Paul
Goble
Staunton, March 8 – For most of
Vladimir Putin’s reign, members of his power elite have presented themselves in
public as the united supporters of his regime, Ivan Davydov says; but now “the
situation has changed,” with some of these people sharply criticizing others
among this category, a development that opens the door to a new kind of
political system.
In a commentary for the Open Media
portal yesterday, the editor of Novaya
etika, points to the clash between Economic Development Minister Maksim
Oreshkin and Duma speaker Vyacheslav Volodin as exhibit A of a much broader
phenomenon (openmedia.io/exclusive/pochemu-vysshie-chinovniki-rossii-nachali-ssoritsya-publichno/).
Their public clash, LDPR leader
Vladimir Zhirinovsky noted, has no precedent in the last 20 years. Such things
simply didn’t happen. Obviously Oreshkin is in a weak position and has made
numerous mistakes, and Volodin is “a most experienced master of political
intrigue.” But having this all play out
in public is something new, Davydov suggests.
According to the commentator, what
happened in the Duma where Volodin cut off Oreshkin during his report is
indicative of more than Oreshkin’s weakness and the Duma speaker’s skill as a
political infighter. It shows that a basic feature of
the Putin regime is becoming frayed around the edges or even breaking down.
That feature is this: “a complete
opacity” as to how power is organized at the top of the system. All public
institutions are simply a cover for ones that really matter, but about the
latter, none of the participants is supposed to speak, Davydov says. All
descriptions of how things are done in Moscow, such as talk about “’a new
Politburo,’” are based on rumors or leaks.
In the time of the USSR, he
continues, “Sovietologists had at least one eternal criterion – the order in
which ‘the Kremlin elders’ were standing on the Mausoleum. Those who try to
analyze the Putin system do not have even that.”
There are of course two obvious
axioms as to how the Putin system functions behind the scenes. “The first and
chief among them is that the president is always beyond criticism.” Neither
people in the party of power or the leaders of the systemic opposition are ever
allowed to say otherwise.
And the second axiom is that “public
conflicts among representatives of the powers that be are impossible. All dog
fights take place only under the cover, for
the public, the powers are a collective united around the president and
together they are leading the country to its inevitable flourishing.”
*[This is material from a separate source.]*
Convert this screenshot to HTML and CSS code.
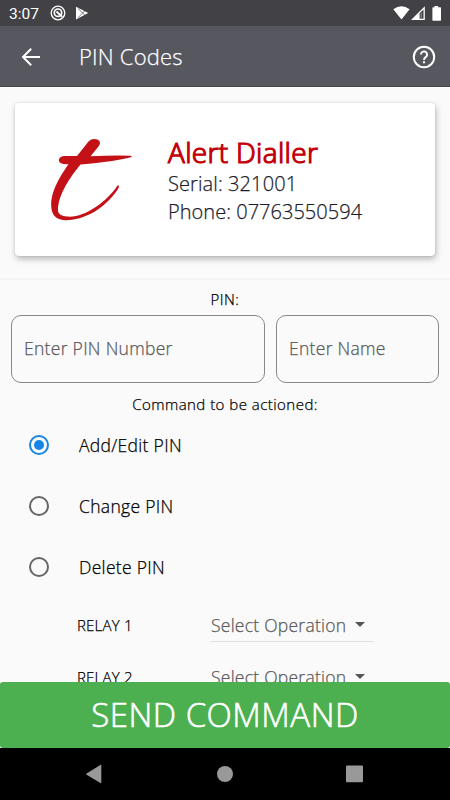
FILE: index.html
```html
<!DOCTYPE html>
<html lang="en">
<head>
<meta charset="utf-8">
<title>PIN Codes</title>
<link rel="stylesheet" href="styles.css">
</head>
<body>
<div class="screen">
  <div class="status">
    <span class="clock">3:07</span>
    <svg class="s-ring" width="16" height="16" viewBox="0 0 16 16"><circle cx="8" cy="8" r="6.8" fill="none" stroke="#fff" stroke-width="1.3"/><circle cx="8" cy="7.700" r="3.700" fill="none" stroke="#fff" stroke-width="1.7"/><path d="M6.500 6.500L12.300 11.800" stroke="#fff" stroke-width="1.8"/></svg>
    <svg class="s-play" width="14" height="14" viewBox="0 0 14 14"><path d="M1 .8L13.2 7 1 13.4z" fill="#fff"/><path d="M3 2.500L10 9.300M3 11.700L10 4.700" stroke="#424246" stroke-width=".7"/></svg>
    <svg class="s-right" width="50" height="18" viewBox="0 0 50 18"><path d="M.3 4.2Q8.5-1.8 16.6 4.2L8.500 14.400z" fill="#fff"/><path d="M31.800 1.200V15H18z" fill="#fff"/><path d="M30.500 4.500V13.700H26.600V8.200z" fill="#424246"/><path d="M28.200 7.600v6.200" stroke="#b8b8bc" stroke-width=".7"/><path d="M41.500 1h3.600v1.200h2.200q.7 0 .7.7v12q0 .8-.8.8h-7q-.8 0-.8-.8v-12q0-.7.7-.7h1.400z" fill="#fff"/></svg>
  </div>
  <header class="appbar">
    <svg class="back" width="22" height="22" viewBox="0 0 22 22"><path d="M20 11H3.400M11.200 2.800L3 11l8.200 8.200" fill="none" stroke="#fff" stroke-width="2"/></svg>
    <h1>PIN Codes</h1>
    <svg class="help" width="24" height="24" viewBox="0 0 24 24"><circle cx="12" cy="12" r="10.2" fill="none" stroke="#fff" stroke-width="2"/><path d="M8.900 9.600a3.100 3.100 0 1 1 5.200 2.200C13 12.800 12 13.200 12 15" fill="none" stroke="#fff" stroke-width="1.9"/><path d="M11 16.200h2v2h-2z" fill="#fff"/></svg>
  </header>
  <section class="device">
    <div class="card">
      <svg class="logo" width="84" height="84" viewBox="0 0 84 84"><path d="M38.500 3.500Q42 0 47.500 1.600Q52 4 48.500 8.500L40.500 18.200Q62 17.200 81 17.700Q82.700 18.400 80.800 19.200Q65 23.500 30.500 26.500C21 38 7.500 57 8 73Q8.500 77.800 17 78.500C33 80.500 57 64 67.300 47.700Q69.300 46.500 68.800 49.500C62 62 41 82.500 15 82.200Q1 81.500 1.200 67C1 52 12 35.500 18.500 26.300Q9 26.800 8.800 22Q9.500 18 15 18H27z" fill="#c41118"/></svg>
      <div class="info">
        <div class="name">Alert Dialler</div>
        <div class="line serial">Serial: 321001</div>
        <div class="line">Phone: 07763550594</div>
      </div>
    </div>
  </section>
  <main class="form">
    <div class="caption pin">PIN:</div>
    <div class="fields">
      <div class="field number">Enter PIN Number</div>
      <div class="field who">Enter Name</div>
    </div>
    <div class="caption command">Command to be actioned:</div>
    <div class="option on"><i></i><span>Add/Edit PIN</span></div>
    <div class="option"><i></i><span>Change PIN</span></div>
    <div class="option"><i></i><span>Delete PIN</span></div>
    <div class="relay"><span class="label">RELAY 1</span><div class="select"><span>Select Operation</span><b></b></div></div>
    <div class="relay"><span class="label">RELAY 2</span><div class="select"><span>Select Operation</span><b></b></div></div>
  </main>
  <div class="send">SEND COMMAND</div>
  <nav class="nav">
    <svg width="450" height="52" viewBox="0 0 450 52"><path d="M101.300 17.300V34.700Q101.300 35.500 100.400 35L86.600 26.700Q85.700 26 86.600 25.400L100.400 17Q101.300 16.500 101.300 17.300z" fill="#999"/><circle cx="225" cy="26" r="8" fill="#999"/><rect x="346" y="17.400" width="17" height="16.800" rx="1" fill="#999"/></svg>
  </nav>
</div>
</body>
</html>
```
FILE: styles.css
```css
* { box-sizing: border-box; }
body {
  margin: 0;
  background: #fafafa;
  font-family: "Open Sans", "Noto Sans", sans-serif;
  font-weight: 300;
  color: #000;
}
.screen {
  width: 450px;
  height: 800px;
  display: flex;
  flex-direction: column;
  overflow: hidden;
  white-space: nowrap;
  -webkit-text-stroke: .25px currentColor;
}
.status {
  height: 26px;
  flex: none;
  background: #424246;
  color: #fff;
  display: flex;
  align-items: center;
  padding: 0 7px 0 9px;
}
.clock {
  font: 400 15.5px/26px Roboto, sans-serif;
  width: 41px;
  padding-top: 1px;
  -webkit-text-stroke: 0;
}
.s-play { margin-left: 9px; }
.s-right { margin: 2px 0 0 auto; }
.appbar {
  height: 61px;
  flex: none;
  background: #57575f;
  border-bottom: 1px solid #45454b;
  display: flex;
  align-items: center;
  padding: 1px 14px 0 20px;
  color: #fff;
}
.appbar h1 {
  flex: 1;
  margin: -2px 0 0 37px;
  font-size: 22px;
  font-weight: 300;
  line-height: 30px;
  letter-spacing: .2px;
}
.device {
  height: 193px;
  flex: none;
  padding: 15px 15px 0;
  border-top: 1px solid #fff;
  border-bottom: 2px solid #f4f4f4;
}
.card {
  height: 153px;
  background: #fff;
  border-radius: 4px;
  box-shadow: 1px 3px 6px rgba(0, 0, 0, .27), 0 0 2px rgba(0, 0, 0, .12);
  display: flex;
  padding: 34px 0 0 35px;
}
.logo { margin-top: 1px; }
.info { margin-left: 34px; }
.name {
  font-size: 28px;
  line-height: 30px;
  padding-bottom: 2px;
  color: #c4000a;
  letter-spacing: .32px;
  -webkit-text-stroke: 1.2px #c4000a;
}
.line {
  font-size: 20px;
  line-height: 28px;
  color: #1c1c2c;
  letter-spacing: .03px;
}
.serial {
  margin-top: 1px;
  letter-spacing: .1px;
}
.form {
  height: 402px;
  flex: none;
  overflow: hidden;
}
.caption {
  text-align: center;
  font-size: 15px;
  line-height: 20px;
  letter-spacing: .47px;
}
.pin { padding-top: 9px; }
.fields {
  display: flex;
  gap: 11px;
  padding: 6px 11px 0;
}
.field {
  height: 68px;
  border: 1px solid #888;
  border-radius: 10px;
  padding-left: 12px;
  font-size: 17.5px;
  line-height: 65px;
  color: #5a5a5a;
  letter-spacing: .3px;
}
.number { width: 254px; }
.who { flex: 1; }
.command { padding-top: 11px; height: 32px; }
.option {
  height: 61px;
  display: flex;
  align-items: center;
  padding-left: 29px;
  font-size: 17.5px;
  letter-spacing: .32px;
}
.option span { margin-top: -2px; }
.option i {
  width: 20px;
  height: 20px;
  margin: -1px 30px 0 0;
  border: 2px solid #666;
  border-radius: 50%;
  padding: 3px;
}
.option.on i {
  border-color: #1684e8;
  background: #1684e8 content-box;
}
.relay {
  display: flex;
  height: 52px;
  padding-left: 77px;
}
.label {
  width: 133px;
  font-size: 15px;
  line-height: 54px;
  letter-spacing: .2px;
}
.select {
  width: 164px;
  height: 44px;
  border-bottom: 1px solid #e2e2e2;
  display: flex;
  align-items: center;
  padding: 11px 0 0 1px;
  font-size: 17.5px;
  letter-spacing: .25px;
  color: #5a5a5a;
}
.select b {
  margin: -1px 0 0 9px;
  border: 5px solid transparent;
  border-top-color: #555;
  border-bottom: 0;
}
.send {
  height: 66px;
  flex: none;
  background: #4caf50;
  border-radius: 3px;
  color: #fff;
  text-align: center;
  font-size: 33px;
  line-height: 66px;
  letter-spacing: .5px;
  -webkit-text-stroke-width: .6px;
}
.nav {
  height: 52px;
  flex: none;
  background: #000;
}
.nav svg { display: block; }
```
The Oreshkin-Volodin is hardly the only
case recntly where there has been public disagreement among the Putin powers
that be. The removal of Ulyukayev and
the arrest of the head of Baring East also provoked controversy with senior people
saying that they did not agree with what had been done.
Such dissent happened on occasion before
2014, but “the country now is in a ring of enemies; and all representatives of the
authorities are engaged in a common task,” one in which the people must be
reassured of the regime’s correctness by having them be a united front at leas
tin public, Davydov says.
Obviously, “not everything is in
order even in the party of power,” he continues. After the pension age
increase, numerous more junior members of United Russia came out against the
government’s plan. But “order then was quickly restored,” although the fact
that it had to be was a signal.
Up to now, took, no one has violated
the taboo of criticizing Putin; but the criticism of specific policies opens the
door to that. Indeed, Davydov says, as
officials who thought they were “eternal” become more “nervous” about keeping
their jobs, some of them are beginning to “fight for their positions” and in
doing so, “forgetting sometimes the main rules of the game.”
As this goes on, Davydov says,
sooner or later, someone will “decide to take note of the fact that the
president is not right in everything and even on rare occasionally is capable
of making mistakes.” Ordinary Russians
may not care much about these differences – they have their own concerns – but this
change in behavior points to future changes in the system itself.